Hush-hush foreign land deal raises questions
What could be so sensitive about any piece of New Zealand farm land — or its new foreign owner — that every detail of it changing hands in February remains an apparently unprecedented secret?
Such sales in themselves are not uncommon.
Neither is gaining governmental approval to sidestep legally mandated advertising of New Zealand farm land for at least 30 days on the local market before it is sold to foreign interests.
Likewise, certain details, typically the price paid, are often withheld.
But Case 202500272 on the public Land Information New Zealand registry of recent overseas investment decisions is in a class of its own.
Location, land area, buyer, vendor, price, and background covering both existing and proposed land use are all withheld under the Official Information Act, on the grounds of both commercial interests and privacy.
For context, not one of the 50-plus other foreign investment applications approved by LINZ officials under the same general criteria from February 2025 through February 2026 was sanitised to the same degree.
In fact, it is hard to find any similar type of approved investment as completely redacted as this one, even as far back as 2005.
Documentation for an exemption from farm land advertising approved in August 2025 for the same property is nearly as opaque, with most details redacted.
AgriBusiness asked LINZ if the case related to any Landcorp Farming properties, but it would not comment.
It did say that it had nothing to do with the lease on Molesworth, which is currently being contested by five applicants, including Ngai Tahu.
Any foreign interests in Molesworth would have to receive Overseas Investment Office approval.
“Information about this transaction has been temporarily withheld as we consider release at this time would be likely to unreasonably prejudice the commercial position of the applicant...,” LINZ says.
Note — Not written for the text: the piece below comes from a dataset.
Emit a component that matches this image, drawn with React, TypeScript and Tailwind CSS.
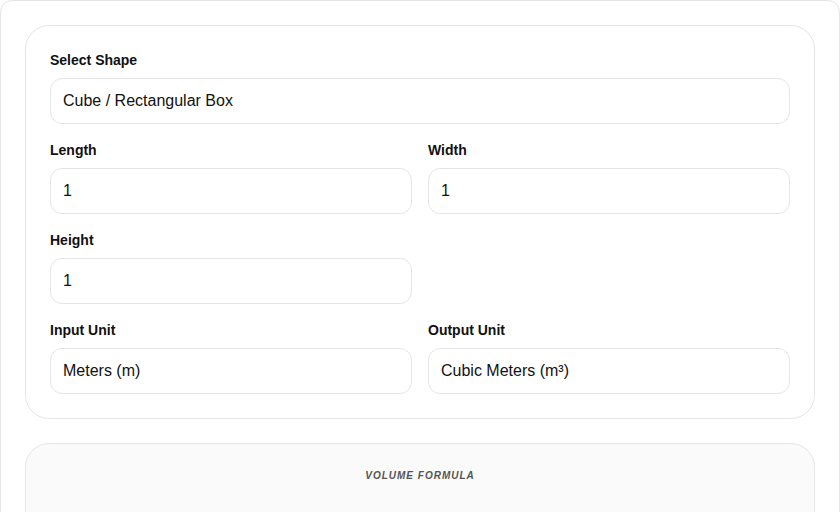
import React from "react";

function Field({ label, value }: { label: string; value: string }) {
  return (
    <div className="flex flex-col">
      <label className="mb-2 text-sm font-bold leading-5 text-[#111]">{label}</label>
      <div className="rounded-xl border border-[#e5e5e5] bg-white px-3 py-[10px] text-base leading-6 text-[#111]">
        {value}
      </div>
    </div>
  );
}

export default function App() {
  return (
    <div className="min-h-[512px] bg-white" style={{ fontFamily: '"Liberation Sans", Arial, sans-serif' }}>
      <div className="rounded-xl border border-[#e5e5e5] bg-white p-6 min-h-[560px]">
        <div className="rounded-3xl border border-[#e5e5e5] bg-white p-6 flex flex-col gap-4">
          <Field label="Select Shape" value="Cube / Rectangular Box" />
          <div className="grid grid-cols-2 gap-4">
            <Field label="Length" value="1" />
            <Field label="Width" value="1" />
            <Field label="Height" value="1" />
            <div />
            <Field label="Input Unit" value="Meters (m)" />
            <Field label="Output Unit" value="Cubic Meters (m³)" />
          </div>
        </div>
        <div className="mt-6 rounded-3xl border border-[#e5e5e5] bg-[#fafafa] p-6 h-[200px]">
          <div className="text-center text-[10px] leading-[15px] font-bold italic uppercase tracking-[1px] text-[#555]">
            Volume Formula
          </div>
        </div>
      </div>
    </div>
  );
}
“We expect the information to be released within the next few months.”
Wherever it is, whoever has bought it, and whatever its intended use, Case 202500272 involves an area of land larger than five hectares that LINZ officials have approved for foreign investment under the “benefit to New Zealand — farmland” pathway.
The legal test for this is quite specific.
Above and beyond general benefits that any foreign investment must satisfy, this pathway must show foreign interest will deliver substantial benefit to New Zealand in terms of economics and/or involvement by New Zealanders.
Further, such benefits must be substantially higher than would occur without the overseas investment.
Someone wanting to buy a high-performing New Zealand farm, for example, would have to prove it will produce much more and/or create many more jobs under their ownership than it already is, either as a farm or turned to some other use.
These criteria — along with the legal requirement to advertise farm land locally before offering it overseas — are imposed to reflect the special significance of productive farm land to New Zealand.
The only current clue as to the purpose and possible outcome of this purchase can be found in the advertising exemption, which lists three reasons those involved were allowed to keep it off the local market.
Two reasons are redacted.
The third says the buyer has specific property requirements for the purpose of its investment that are unique to the land and vendor, and is likely to be commercially prejudiced if advertising of the shares discloses its due diligence that is leveraged by competitors.
As far as can be ascertained, LINZ approved close to 50 of these advertising exemptions under the same “benefit to New Zealand — farmland” pathway during the four years spanning 2022 to 2025.
Only four of these have been redacted, and none to the same degree as Case 202500272.